The SVI training loop is used when:

  • Standard variational inference: Running the core SVI optimization loop over a fixed or adaptive number of iterations to fit a variational posterior.
  • Convergence monitoring: Tracking ELBO values over training to determine when the variational approximation has converged, using evaluate_loss() for clean validation metrics.
  • Hyperparameter tuning: Comparing different optimizers, learning rates, or ELBO estimators by running multiple training loops and comparing convergence behavior.
  • Production training pipelines: Integrating SVI into larger training workflows with learning rate scheduling, checkpointing, and early stopping.

Theoretical Basis

Stochastic Optimization for Variational Inference

The SVI training loop implements stochastic gradient ascent on the ELBO. At each iteration, a single sample (or small number of samples) from the guide provides a noisy but unbiased estimate of the ELBO gradient. The Robbins-Monro conditions for stochastic approximation guarantee convergence to a local optimum when the learning rate schedule satisfies:

Sum of learning rates diverges (ensures exploration).
Sum of squared learning rates converges (ensures convergence).

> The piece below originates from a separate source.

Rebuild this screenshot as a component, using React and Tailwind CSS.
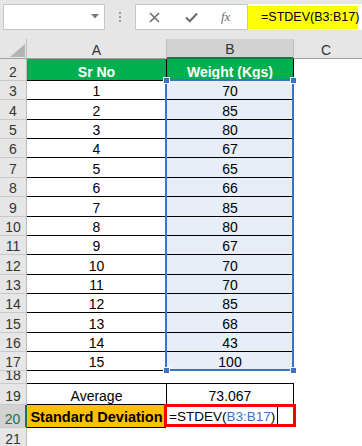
import React from "react";

const HEIGHTS = [19, 20, 19, 19, 20, 19, 20, 19, 19, 20, 19, 19, 20, 19, 19];
const WEIGHTS = [70, 85, 80, 67, 65, 66, 85, 80, 67, 70, 70, 85, 68, 43, 100];

function RowHead({ label, active }) {
  return (
    <div
      className={
        active
          ? "w-[27px] shrink-0 flex items-end justify-center overflow-hidden leading-[16px] bg-[#d2d2d2] text-[#217346] border-b border-b-[#c8c8c8] border-r-2 border-r-[#217346]"
          : "w-[27px] shrink-0 flex items-end justify-center overflow-hidden leading-[16px] bg-[#e6e6e6] text-[#333] border-b border-b-[#c8c8c8] border-r border-r-[#bdbdbd]"
      }
    >
      {label}
    </div>
  );
}

export default function App() {
  return (
    <div className="relative w-[362px] h-[446px] overflow-hidden bg-white text-[14px] text-black font-['Liberation_Sans',Arial,sans-serif]">
      {/* formula bar */}
      <div className="h-[39px] bg-[#e6e6e6] flex items-start pt-[4px]">
        <div className="relative ml-[3px] w-[102px] h-[26px] bg-white border border-[#c6c6c6]">
          <svg className="absolute left-[87px] top-[9px]" width="8" height="5" viewBox="0 0 8 5">
            <path d="M0 0H8L4 4.5Z" fill="#777" />
          </svg>
        </div>
        <div className="w-[30px] flex flex-col items-center gap-[2px] pt-[8px]">
          <span className="w-[2px] h-[2px] bg-[#9a9a9a]" />
          <span className="w-[2px] h-[2px] bg-[#9a9a9a]" />
          <span className="w-[2px] h-[2px] bg-[#9a9a9a]" />
        </div>
        <div className="w-[113px] h-[26px] bg-white border border-[#c6c6c6] flex items-center">
          <svg className="ml-[13px]" width="11" height="11" viewBox="0 0 11 11">
            <path d="M1 1L10 10M10 1L1 10" stroke="#6e6e6e" strokeWidth="1.6" />
          </svg>
          <svg className="ml-[25px]" width="13" height="11" viewBox="0 0 13 11">
            <path d="M1 5.5L4.8 9.2L12 1.5" stroke="#6e6e6e" strokeWidth="2.2" fill="none" />
          </svg>
          <span className="ml-[23px] text-[13px] italic text-[#6e6e6e] font-['Liberation_Serif',serif]">fx</span>
        </div>
        <div className="flex-1 h-[26px] bg-white flex items-center">
          <div className="w-[110px] h-[23px] bg-[#ffff00] flex items-center pl-[13px] text-[12.5px] whitespace-nowrap">
            =STDEV(B3:B17)
          </div>
        </div>
      </div>

      {/* column headers */}
      <div className="flex h-[20px] text-[#333] leading-[16px]">
        <div className="relative w-[27px] shrink-0 bg-[#e6e6e6] border-r border-b border-r-[#bdbdbd] border-b-[#9f9f9f]">
          <svg className="absolute right-[1px] bottom-[1px]" width="15" height="13" viewBox="0 0 15 13">
            <path d="M15 0V13H0Z" fill="#b4b4b4" />
          </svg>
        </div>
        <div className="w-[140px] shrink-0 bg-[#e6e6e6] flex items-end justify-center border-r border-b border-r-[#bdbdbd] border-b-[#9f9f9f]">A</div>
        <div className="w-[127px] shrink-0 bg-[#d2d2d2] flex items-end justify-center border-r border-r-[#bdbdbd] border-b-2 border-b-[#217346]">B</div>
        <div className="flex-1 bg-[#e6e6e6] flex items-end justify-center border-b border-b-[#9f9f9f] pr-[4px]">C</div>
      </div>

      {/* row 2 */}
      <div className="flex h-[22px] leading-[16px]">
        <RowHead label="2" />
        <div className="w-[140px] shrink-0 bg-[#00b050] text-white font-bold flex items-end justify-center border-r border-b border-black">Sr No</div>
        <div className="w-[127px] shrink-0 bg-[#00b050] text-white font-bold flex items-end justify-center border-r border-b border-black">Weight (Kgs)</div>
      </div>

      {/* rows 3-17 */}
      {WEIGHTS.map((w, i) => (
        <div key={i} className="flex leading-[16px]" style={{ height: HEIGHTS[i] }}>
          <RowHead label={i + 3} />
          <div className="w-[140px] shrink-0 flex items-end justify-center border-r border-b border-black">{i + 1}</div>
          <div className="w-[127px] shrink-0 bg-[#e8eef8] flex items-end justify-center border-r border-b border-black">{w}</div>
        </div>
      ))}

      {/* row 18 */}
      <div className="flex h-[13px] leading-[16px]">
        <RowHead label="18" />
        <div className="w-[140px] shrink-0 border-b border-black" />
        <div className="w-[127px] shrink-0 border-b border-black" />
      </div>

      {/* row 19 */}
      <div className="flex h-[21px] leading-[16px]">
        <RowHead label="19" />
        <div className="w-[140px] shrink-0 flex items-end justify-center border-r border-b border-black">Average</div>
        <div className="w-[127px] shrink-0 flex items-end justify-center border-r border-b border-black">73.067</div>
      </div>

      {/* row 20 */}
      <div className="flex h-[23px] leading-[16px]">
        <RowHead label="20" active />
        <div className="w-[139px] shrink-0 bg-[#ffc000] font-bold text-[14.5px] flex items-end justify-center pb-[2px] border-b border-black whitespace-nowrap">
          Standard Deviation
        </div>
        <div className="relative w-[127px] shrink-0 flex items-end pl-[3px] pb-[3px] text-[13.5px] whitespace-nowrap">
          <span>
            =STDEV(<span className="text-[#3c72c4]">B3:B17</span>)
          </span>
          <span className="absolute left-[111px] top-[2px] w-px h-[19px] bg-black" />
        </div>
      </div>

      {/* row 21 */}
      <div className="flex h-[20px] leading-[16px]">
        <RowHead label="21" />
      </div>

      {/* referenced range highlight */}
      <div className="absolute left-[165px] top-[79px] w-[129px] h-[292px] border-2 border-[#3c72c4] pointer-events-none" />
      <span className="absolute left-[163px] top-[77px] w-[7px] h-[7px] bg-[#3c72c4] border border-white" />
      <span className="absolute left-[290px] top-[77px] w-[7px] h-[7px] bg-[#3c72c4] border border-white" />
      <span className="absolute left-[163px] top-[367px] w-[7px] h-[7px] bg-[#3c72c4] border border-white" />
      <span className="absolute left-[290px] top-[367px] w-[7px] h-[7px] bg-[#3c72c4] border border-white" />

      {/* active cell */}
      <div className="absolute left-[164px] top-[404px] w-[132px] h-[23px] border-[3px] border-[#ff0000] pointer-events-none" />
    </div>
  );
}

In practice, adaptive optimizers like Adam satisfy these conditions approximately and provide robust convergence for most models.

Loss-Only Evaluation

The evaluate_loss() method computes:

L = -ELBO = -E_q(z)[log p(x, z) - log q(z)]

under torch.no_grad(), which disables gradient tracking. This is mathematically identical to the loss computed during training but without the side effects of gradient accumulation and parameter updates. It provides an unbiased estimate of the current ELBO suitable for monitoring.